The more problems you solve for a client, the deeper your roots go into their business.

https://help.gohighlevel.com/support/solutions/articles/155000006914-how-to-use-order-upsell-in-forms 

3.3 Link Profit to Usage

Activate Phone/Email rebilling so your revenue grows automatically as their business grows.

You are now incentivized to help them send more messages because it increases your margin without extra labor.

https://help.gohighlevel.com/support/solutions/articles/48001177740-activate-saas-mode-request-payment-and-configure-phone-rebilling 


Topic 4: Turn Results into New Sales

The point of this stage is to stop "selling" and start "showing." If the software is doing its job, it is creating results every day. This phase is about taking those results and using them to bring in the next customer or keep the current one convinced.

Capture Real-Time Wins: Instead of guessing what your customers like, set up a system to tell you when they win, and celebrate that with them. 

For example, when a client closes their 10th deal using your system, the software alerts you. At that exact moment, the client is the happiest they will ever be. 

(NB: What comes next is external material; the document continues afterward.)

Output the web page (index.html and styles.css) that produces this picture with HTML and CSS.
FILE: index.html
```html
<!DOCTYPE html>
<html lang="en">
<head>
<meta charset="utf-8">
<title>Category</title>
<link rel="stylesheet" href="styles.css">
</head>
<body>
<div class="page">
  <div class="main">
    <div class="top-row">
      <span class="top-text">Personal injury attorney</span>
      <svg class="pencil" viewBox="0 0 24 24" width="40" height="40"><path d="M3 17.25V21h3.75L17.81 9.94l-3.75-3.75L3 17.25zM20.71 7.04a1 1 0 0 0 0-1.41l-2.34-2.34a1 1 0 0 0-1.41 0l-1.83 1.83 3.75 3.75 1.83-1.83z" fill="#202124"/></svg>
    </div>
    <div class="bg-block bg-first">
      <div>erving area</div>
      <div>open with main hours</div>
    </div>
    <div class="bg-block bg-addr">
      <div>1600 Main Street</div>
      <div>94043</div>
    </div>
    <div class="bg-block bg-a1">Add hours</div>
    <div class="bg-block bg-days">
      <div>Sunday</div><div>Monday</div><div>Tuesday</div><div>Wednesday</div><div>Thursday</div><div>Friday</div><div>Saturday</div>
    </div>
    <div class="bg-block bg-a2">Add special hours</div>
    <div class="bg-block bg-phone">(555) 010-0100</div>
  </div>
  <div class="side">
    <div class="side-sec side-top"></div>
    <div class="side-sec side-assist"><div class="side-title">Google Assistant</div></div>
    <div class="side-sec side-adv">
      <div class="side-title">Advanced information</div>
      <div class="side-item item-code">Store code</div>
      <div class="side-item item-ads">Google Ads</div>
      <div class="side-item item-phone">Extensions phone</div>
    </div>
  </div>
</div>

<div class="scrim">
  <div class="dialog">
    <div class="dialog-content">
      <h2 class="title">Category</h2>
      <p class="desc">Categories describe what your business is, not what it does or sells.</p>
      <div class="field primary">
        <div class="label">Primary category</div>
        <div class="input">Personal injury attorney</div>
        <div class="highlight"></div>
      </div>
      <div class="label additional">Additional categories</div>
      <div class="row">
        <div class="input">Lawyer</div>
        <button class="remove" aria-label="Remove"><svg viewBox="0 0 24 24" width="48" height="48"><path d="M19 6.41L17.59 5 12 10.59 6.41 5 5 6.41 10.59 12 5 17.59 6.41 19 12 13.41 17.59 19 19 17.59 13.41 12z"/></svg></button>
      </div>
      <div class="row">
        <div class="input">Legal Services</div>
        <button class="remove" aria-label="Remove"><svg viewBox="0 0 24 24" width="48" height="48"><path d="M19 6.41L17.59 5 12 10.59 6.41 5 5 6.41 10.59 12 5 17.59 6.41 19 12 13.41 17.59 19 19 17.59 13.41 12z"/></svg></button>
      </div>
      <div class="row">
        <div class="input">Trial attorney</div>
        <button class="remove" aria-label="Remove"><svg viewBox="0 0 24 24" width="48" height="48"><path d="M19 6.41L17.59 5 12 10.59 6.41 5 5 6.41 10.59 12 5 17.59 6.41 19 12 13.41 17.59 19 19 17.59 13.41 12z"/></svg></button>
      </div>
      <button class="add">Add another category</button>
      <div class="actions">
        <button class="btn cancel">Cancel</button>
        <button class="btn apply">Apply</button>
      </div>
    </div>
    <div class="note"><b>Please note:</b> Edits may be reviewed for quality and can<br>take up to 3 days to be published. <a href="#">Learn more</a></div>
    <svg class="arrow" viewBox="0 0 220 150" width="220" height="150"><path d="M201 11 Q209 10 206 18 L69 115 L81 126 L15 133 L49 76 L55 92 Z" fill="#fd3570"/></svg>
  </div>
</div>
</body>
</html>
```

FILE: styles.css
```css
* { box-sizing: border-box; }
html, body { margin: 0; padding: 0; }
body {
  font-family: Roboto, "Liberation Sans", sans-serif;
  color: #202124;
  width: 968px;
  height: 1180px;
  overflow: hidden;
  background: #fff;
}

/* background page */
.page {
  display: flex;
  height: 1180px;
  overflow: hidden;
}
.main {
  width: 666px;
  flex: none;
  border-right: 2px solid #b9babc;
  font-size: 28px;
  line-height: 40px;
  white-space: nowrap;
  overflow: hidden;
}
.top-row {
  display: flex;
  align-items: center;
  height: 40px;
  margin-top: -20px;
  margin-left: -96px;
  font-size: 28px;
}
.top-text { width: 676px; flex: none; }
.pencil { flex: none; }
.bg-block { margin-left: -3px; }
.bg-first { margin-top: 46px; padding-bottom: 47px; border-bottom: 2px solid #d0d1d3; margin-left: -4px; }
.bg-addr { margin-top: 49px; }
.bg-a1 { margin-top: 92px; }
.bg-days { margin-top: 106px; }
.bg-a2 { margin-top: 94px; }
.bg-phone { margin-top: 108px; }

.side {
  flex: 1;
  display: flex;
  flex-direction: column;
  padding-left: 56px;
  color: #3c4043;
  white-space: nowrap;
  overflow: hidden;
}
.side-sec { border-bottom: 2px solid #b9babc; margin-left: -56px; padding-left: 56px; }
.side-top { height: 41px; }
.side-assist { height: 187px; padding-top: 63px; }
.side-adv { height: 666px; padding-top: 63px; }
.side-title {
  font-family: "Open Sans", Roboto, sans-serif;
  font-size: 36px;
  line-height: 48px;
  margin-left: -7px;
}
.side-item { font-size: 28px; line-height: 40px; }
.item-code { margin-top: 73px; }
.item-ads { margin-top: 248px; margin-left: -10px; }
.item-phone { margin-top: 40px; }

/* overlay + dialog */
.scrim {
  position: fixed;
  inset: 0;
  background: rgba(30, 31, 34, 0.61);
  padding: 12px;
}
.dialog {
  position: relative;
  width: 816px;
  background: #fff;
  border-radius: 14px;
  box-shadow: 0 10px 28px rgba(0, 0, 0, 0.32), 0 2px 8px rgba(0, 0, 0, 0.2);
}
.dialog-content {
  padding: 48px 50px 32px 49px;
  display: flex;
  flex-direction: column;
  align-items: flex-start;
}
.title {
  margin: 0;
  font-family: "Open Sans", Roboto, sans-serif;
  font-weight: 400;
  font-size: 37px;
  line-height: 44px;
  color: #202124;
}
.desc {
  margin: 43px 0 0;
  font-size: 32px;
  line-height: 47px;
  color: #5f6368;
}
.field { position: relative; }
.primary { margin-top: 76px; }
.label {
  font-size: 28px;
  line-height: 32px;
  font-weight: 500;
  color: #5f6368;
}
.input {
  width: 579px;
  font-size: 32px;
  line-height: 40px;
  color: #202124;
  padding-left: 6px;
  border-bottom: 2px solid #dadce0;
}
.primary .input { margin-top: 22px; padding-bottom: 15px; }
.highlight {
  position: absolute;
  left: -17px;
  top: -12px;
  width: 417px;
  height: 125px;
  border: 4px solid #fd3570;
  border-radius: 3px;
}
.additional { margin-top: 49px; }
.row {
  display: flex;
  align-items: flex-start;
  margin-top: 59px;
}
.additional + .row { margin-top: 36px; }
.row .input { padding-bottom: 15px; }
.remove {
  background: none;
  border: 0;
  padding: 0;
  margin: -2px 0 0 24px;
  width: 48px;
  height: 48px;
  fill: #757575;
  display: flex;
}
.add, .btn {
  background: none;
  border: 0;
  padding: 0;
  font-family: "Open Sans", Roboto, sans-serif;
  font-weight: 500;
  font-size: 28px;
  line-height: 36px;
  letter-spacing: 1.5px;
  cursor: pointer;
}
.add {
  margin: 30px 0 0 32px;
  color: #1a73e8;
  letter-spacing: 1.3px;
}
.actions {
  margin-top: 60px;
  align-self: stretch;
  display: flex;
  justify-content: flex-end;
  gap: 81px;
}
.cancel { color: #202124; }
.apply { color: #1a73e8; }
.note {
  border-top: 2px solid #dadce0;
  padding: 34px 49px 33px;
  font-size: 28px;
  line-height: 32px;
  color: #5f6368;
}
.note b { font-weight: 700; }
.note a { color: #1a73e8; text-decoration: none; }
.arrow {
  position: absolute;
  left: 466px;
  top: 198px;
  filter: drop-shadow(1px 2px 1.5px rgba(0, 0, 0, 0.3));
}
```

That is when you ask them for a quick referral video or a quote about how the system helped. It isn't a random favor, it's a proof that your system works.

Market the Evidence: You take those wins (like a screenshot of a dashboard showing how many missed calls were saved) and you share them. You are showing a direct link between the software and a finished job. 

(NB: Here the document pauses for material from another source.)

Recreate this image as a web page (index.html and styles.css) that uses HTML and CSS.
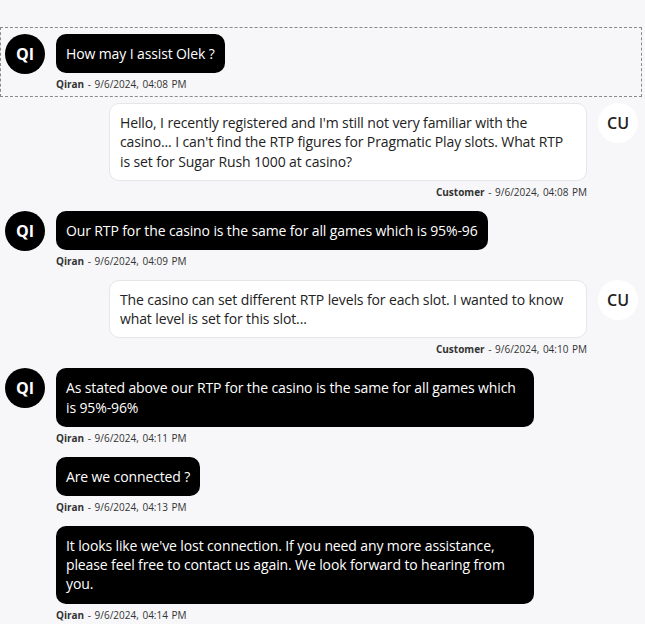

When other business owners see a peer's actual results, they stop worrying about whether the software works. The evidence removes the risk of buying.

Reward Referrals: People talk to each other. If your software makes someone's life easier, they will naturally want to tell their friends in the same industry. 

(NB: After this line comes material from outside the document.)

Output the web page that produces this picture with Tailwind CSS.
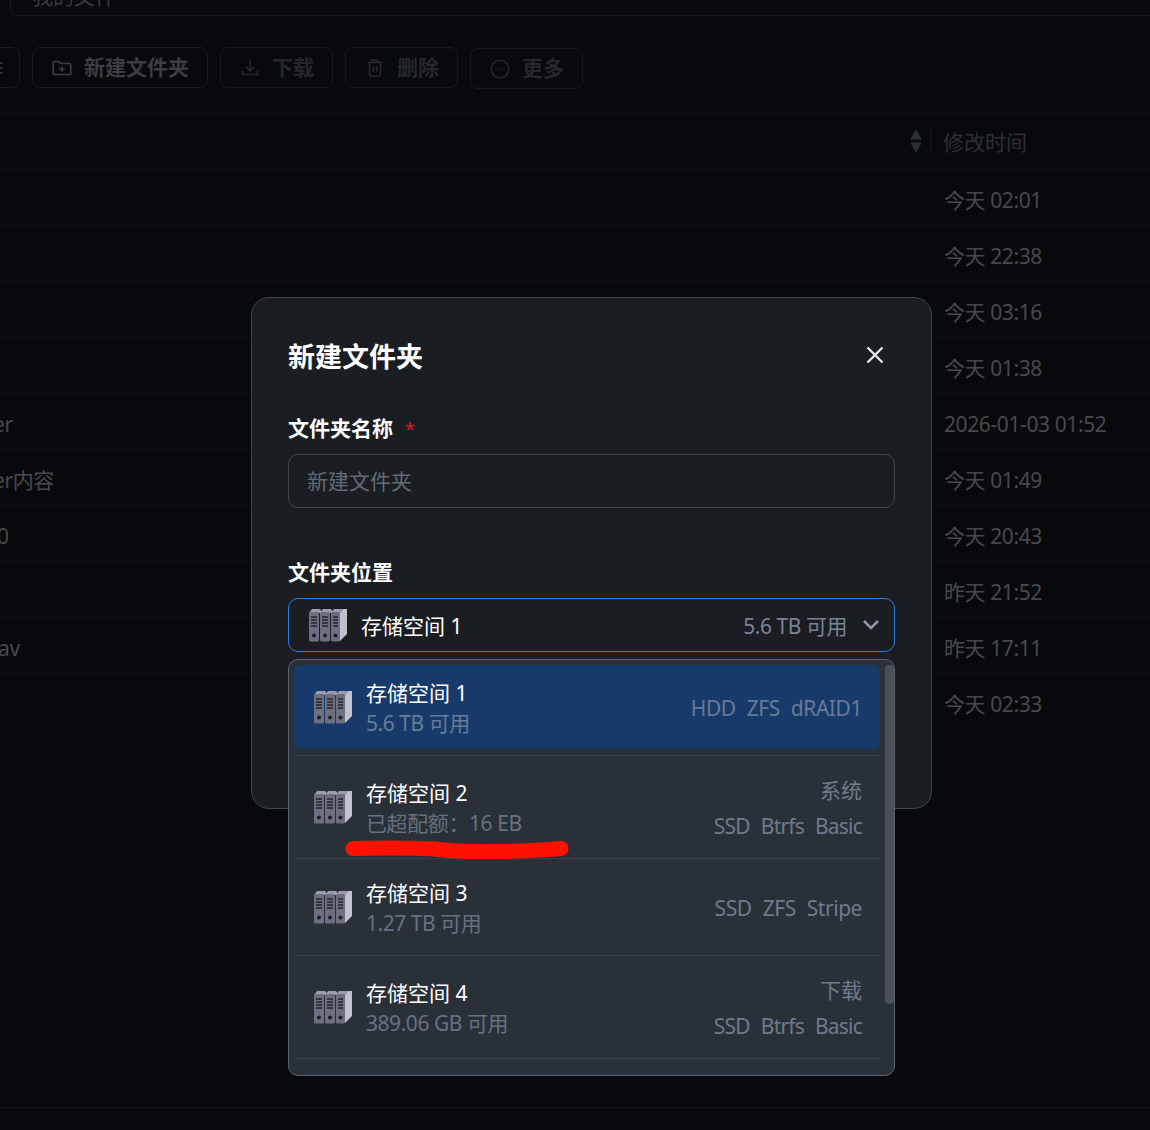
<!DOCTYPE html>
<html lang="zh-CN">
<head>
  <meta charset="UTF-8" />
  <title>新建文件夹</title>
  <script src="https://cdn.jsdelivr.net/npm/@tailwindcss/browser@4"></script>
</head>
<body class="bg-[#08090c] text-white font-['Noto_Sans','Noto_Sans_CJK_SC',sans-serif]">
  <svg class="hidden">
    <symbol id="vol" viewBox="0 0 38 34">
      <path d="M31 5l3-4h4v25l-7 7z" fill="#bfc2cc"/>
      <path d="M0 5l3-4h8l3 4zM11 5l3-4h8l3 4zM22 5l3-4h9l-3 4z" fill="#9a9dab"/>
      <rect x="0" y="4" width="10" height="29.500" rx="1.500" fill="#6c6f80"/>
      <rect x="11" y="4" width="10" height="29.500" rx="1.500" fill="#6c6f80"/>
      <rect x="22" y="4" width="9" height="29.500" rx="1.500" fill="#6c6f80"/>
      <path d="M2 9h6M2 12h6M2 15h6M2 18h6M13 9h6M13 12h6M13 15h6M13 18h6M24 9h5M24 12h5M24 15h5M24 18h5" stroke="#23252e" stroke-width="1.500"/>
      <circle cx="5" cy="27.500" r="2" fill="#1d1f27"/>
      <circle cx="16" cy="27.500" r="2" fill="#1d1f27"/>
      <circle cx="26.500" cy="27.500" r="2" fill="#1d1f27"/>
    </symbol>
  </svg>

  <div class="relative w-[1150px] h-[1130px] overflow-hidden text-[21px]">
    <!-- dimmed page behind the dialog -->
    <div class="h-[1108px] border-b border-[#131418]">
      <div class="ml-[10px] h-[16px] border border-t-0 border-r-0 border-[#17181c] rounded-bl-lg pl-[21px] overflow-hidden">
        <div class="-mt-[18px] text-[#3a3b3e] leading-[28px]">我的文件</div>
      </div>

      <div class="flex gap-3 h-[98px] pt-[31px] -ml-[20px] border-b border-[#101115] text-[21px]">
        <div class="flex items-center justify-end pr-[16px] w-[40px] h-[41px] border border-[#1a1b20] rounded-lg">
          <svg class="w-[4px] h-[14px]" viewBox="0 0 4 14" stroke="#2c2d30" stroke-width="2"><path d="M0 2h4M0 7h4M0 12h4"/></svg>
        </div>
        <div class="flex items-center gap-[11px] w-[176px] h-[41px] pl-[18px] border border-[#1a1b20] rounded-lg font-bold text-[#3c3d40]">
          <svg class="w-[22px] h-[22px]" viewBox="0 0 20 20" fill="none" stroke="#404145" stroke-width="1.400"><path d="M2 5a1 1 0 0 1 1-1h4l2 2h8a1 1 0 0 1 1 1v8a1 1 0 0 1-1 1H3a1 1 0 0 1-1-1zM10 8.500v5M7.500 11h5"/></svg>
          <span class="pt-px">新建文件夹</span>
        </div>
        <div class="flex items-center gap-[11px] w-[113px] h-[41px] pl-[18px] border border-[#17181c] rounded-lg font-bold text-[#25272b]">
          <svg class="w-[22px] h-[22px]" viewBox="0 0 20 20" fill="none" stroke="#26282c" stroke-width="1.400"><path d="M10 3v9M6.500 9l3.500 3.500L13.500 9M3 12v4h14v-4"/></svg>
          <span class="pt-px">下载</span>
        </div>
        <div class="flex items-center gap-[11px] w-[113px] h-[41px] pl-[18px] border border-[#17181c] rounded-lg font-bold text-[#25272b]">
          <svg class="w-[22px] h-[22px]" viewBox="0 0 20 20" fill="none" stroke="#26282c" stroke-width="1.400"><path d="M3 5h14M7.500 5V3h5v2M5 5v11a1.500 1.500 0 0 0 1.500 1.500h7A1.500 1.500 0 0 0 15 16V5M8.500 8.500v5M11.500 8.500v5"/></svg>
          <span class="pt-px">删除</span>
        </div>
        <div class="flex items-center gap-[11px] w-[113px] h-[41px] mt-px pl-[18px] border border-[#17181c] rounded-lg font-bold text-[#25272b]">
          <svg class="w-[22px] h-[22px]" viewBox="0 0 20 20" fill="none" stroke="#26282c" stroke-width="1.400"><circle cx="10" cy="10" r="8"/><path d="M6 10h1M9.500 10h1M13 10h1"/></svg>
          <span class="pt-px">更多</span>
        </div>
      </div>

      <div class="relative h-[56px] flex items-center pl-[943px] pt-[3px] border-b border-[#101115] text-[#2e2f33]">
        <svg class="absolute left-[910px] top-[15px] w-[12px] h-[24px]" viewBox="0 0 12 24" fill="#2b2f37"><path d="M6 1l5 9H1zM6 23l-5-9h10z" stroke="#2b2f37" stroke-linejoin="round"/></svg>
        <div class="absolute left-[930px] top-[15px] w-px h-[25px] bg-[#15161a]"></div>
        修改时间
      </div>
      <div class="h-[56px] flex items-center pl-[944px] pt-[6px] tracking-[-0.4px] border-b border-[#0e0f13] text-[#48494b]">今天 02:01</div>
      <div class="h-[56px] flex items-center pl-[944px] pt-[6px] tracking-[-0.4px] border-b border-[#0e0f13] text-[#48494b]">今天 22:38</div>
      <div class="h-[56px] flex items-center pl-[944px] pt-[6px] tracking-[-0.4px] border-b border-[#0e0f13] text-[#48494b]">今天 03:16</div>
      <div class="h-[56px] flex items-center pl-[944px] pt-[6px] tracking-[-0.4px] border-b border-[#0e0f13] text-[#48494b]">今天 01:38</div>
      <div class="relative h-[56px] flex items-center pl-[944px] pt-[6px] tracking-[-0.4px] border-b border-[#0e0f13] text-[#48494b]"><span class="absolute left-[-7px]">er</span>2026-01-03 01:52</div>
      <div class="relative h-[56px] flex items-center pl-[944px] pt-[6px] tracking-[-0.4px] border-b border-[#0e0f13] text-[#48494b]"><span class="absolute left-[-7px]">er内容</span>今天 01:49</div>
      <div class="relative h-[56px] flex items-center pl-[944px] pt-[6px] tracking-[-0.4px] border-b border-[#0e0f13] text-[#48494b]"><span class="absolute left-[-3px]">0</span>今天 20:43</div>
      <div class="h-[56px] flex items-center pl-[944px] pt-[6px] tracking-[-0.4px] border-b border-[#0e0f13] text-[#48494b]">昨天 21:52</div>
      <div class="relative h-[56px] flex items-center pl-[944px] pt-[6px] tracking-[-0.4px] border-b border-[#0e0f13] text-[#48494b]"><span class="absolute left-[-2px]">av</span>昨天 17:11</div>
      <div class="h-[56px] flex items-center pl-[944px] pt-[6px] tracking-[-0.4px] text-[#48494b]">今天 02:33</div>
    </div>

    <!-- dialog -->
    <div class="absolute left-[251px] top-[297px] w-[681px] h-[512px] bg-[#1a1d22] border border-[#41454d] rounded-[18px] px-[36px]">
      <div class="flex items-center justify-between h-[118px] pr-[2px]">
        <h2 class="text-[27px] font-bold">新建文件夹</h2>
        <svg class="w-[22px] h-[22px] mr-[7px] -mt-[4px]" viewBox="0 0 22 22" fill="none" stroke="#e5e7eb" stroke-width="2.400"><path d="M3.500 3.500l15 15M18.500 3.500l-15 15"/></svg>
      </div>
      <div class="flex items-center h-[28px] -mt-[1px] font-bold">文件夹名称<span class="ml-[12px] font-normal text-[#e0102f] text-[18px]">*</span></div>
      <div class="flex items-center h-[54px] mt-[11px] px-[18px] pt-[2px] border border-[#41454d] rounded-[10px] text-[#646a75]">新建文件夹</div>
      <div class="flex items-center h-[28px] mt-[51px] font-bold">文件夹位置</div>
      <div class="flex items-center gap-[14px] h-[54px] mt-[11px] pl-[20px] pr-[14px] border border-[#2f7ae0] rounded-[10px]">
        <svg class="w-[38px] h-[34px]"><use href="#vol"/></svg>
        <span class="pt-[4px]">存储空间 1</span>
        <span class="ml-auto pt-[4px] tracking-[-0.45px] text-[#7a8494]">5.6 TB 可用</span>
        <svg class="ml-[1px] w-[18px] h-[18px]" viewBox="0 0 18 18" fill="none" stroke="#8d96a5" stroke-width="2.600"><path d="M2 5l7 7 7-7"/></svg>
      </div>
    </div>

    <!-- dropdown -->
    <div class="absolute left-[288px] top-[659px] w-[607px] h-[417px] bg-[#2a3037] border border-[#5b6373] rounded-[10px] overflow-hidden pl-[5px] pt-[5px]">
      <div class="absolute right-0 top-[5px] w-[9px] h-[339px] rounded-[4px] bg-[#4b5058]"></div>
      <div class="w-[586px] h-[91px] border-b border-[#3b4048]">
        <div class="flex items-center h-[84px] pl-[20px] pr-[18px] bg-[#183a6b] rounded-[6px]">
          <svg class="w-[38px] h-[34px]"><use href="#vol"/></svg>
          <div class="ml-[14px] pt-[2px] leading-[30px]"><div>存储空间 1</div><div class="tracking-[-0.45px] text-[#677a96]">5.6 TB 可用</div></div>
          <div class="ml-auto pt-[4px] flex gap-[11px] tracking-[-0.45px] text-[#677a96]"><span>HDD</span><span>ZFS</span><span>dRAID1</span></div>
        </div>
      </div>
      <div class="flex items-center w-[586px] h-[103px] pl-[20px] pr-[18px] border-b border-[#3b4048]">
        <svg class="w-[38px] h-[34px]"><use href="#vol"/></svg>
        <div class="ml-[14px] pt-[2px] leading-[30px]"><div>存储空间 2</div><div class="tracking-[-0.4px] text-[#677080]">已超配额：16 EB</div></div>
        <div class="ml-auto pt-[2px] text-right leading-[36px] text-[#6f7a8c]"><div>系统</div><div class="flex gap-[11px] tracking-[-0.8px]"><span>SSD</span><span>Btrfs</span><span>Basic</span></div></div>
      </div>
      <div class="flex items-center w-[586px] h-[97px] pl-[20px] pr-[18px] border-b border-[#3b4048]">
        <svg class="w-[38px] h-[34px]"><use href="#vol"/></svg>
        <div class="ml-[14px] pt-[2px] leading-[30px]"><div>存储空间 3</div><div class="tracking-[-0.45px] text-[#677080]">1.27 TB 可用</div></div>
        <div class="ml-auto pt-[4px] flex gap-[11px] tracking-[-0.45px] text-[#6f7a8c]"><span>SSD</span><span>ZFS</span><span>Stripe</span></div>
      </div>
      <div class="flex items-center w-[586px] h-[103px] pl-[20px] pr-[18px] border-b border-[#3b4048]">
        <svg class="w-[38px] h-[34px]"><use href="#vol"/></svg>
        <div class="ml-[14px] pt-[2px] leading-[30px]"><div>存储空间 4</div><div class="tracking-[-0.45px] text-[#677080]">389.06 GB 可用</div></div>
        <div class="ml-auto pt-[2px] text-right leading-[36px] text-[#6f7a8c]"><div>下载</div><div class="flex gap-[11px] tracking-[-0.8px]"><span>SSD</span><span>Btrfs</span><span>Basic</span></div></div>
      </div>
    </div>

    <!-- red marker over the quota line -->
    <svg class="absolute left-[345px] top-[840px] w-[224px] h-[19px]" viewBox="0 0 224 19" fill="none"><path d="M8 8.500C40 8 70 7 100 10s70 2 116-1.500" stroke="#ff1000" stroke-width="15" stroke-linecap="round"/></svg>
  </div>
</body>
</html>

You make this easy by giving them a simple way to refer others. When they do, you give them a credit or a new feature. This turns your happy customers into a small sales team that you don't have to manage.

Topic 5: Improve and Expand Your System

The goal of this phase is to use what you learned from your customers' successes and failures to refine the system. This prevents the software from becoming outdated and ensures you are always solving the most important problem.

Audit the Best Users: Look at your current customers to see which features they actually use and which ones they ignore. 

For example, if everyone is using the “missed call text-back” but no one is using the “email newsletter tool”, focus your energy on the text-back. That way, you stop wasting time on things that don't provide value and instead focus on the things that do.

Update the Master Template: Take the "wins" from Phase 4 and turn them into permanent parts of your Snapshot from Phase 1. 

If a client figured out a specific text message that gets a 50% response rate, you put that message into the master template for all future clients. This means every new customer starts with a product that is slightly better than the one the previous customer received. This encourages innovation and reduces staleness.

Close the Loop: As you solve one problem for a business, a new one will eventually pop up. By talking to your successful clients, you can find the next bottleneck in their growth. 

This information goes straight back to Phase 1, allowing you to build an "Ascension" product or a higher-tier plan that solves this new, bigger problem.

The Continuous Loop

When you connect these phases, your agency stops just being a "service provider" and starts being an predictive business:

  1. Phase 1 builds the solution.

  2. Phase 2 proves it works quickly.

  3. Phase 3 makes it a permanent part of the customer’s business.

  4. Phase 4 uses that success to find the next customer.

  5. Phase 5 uses the data to make Phase 1 even stronger.

This loop creates a business that grows more efficient and more valuable with every new client you add.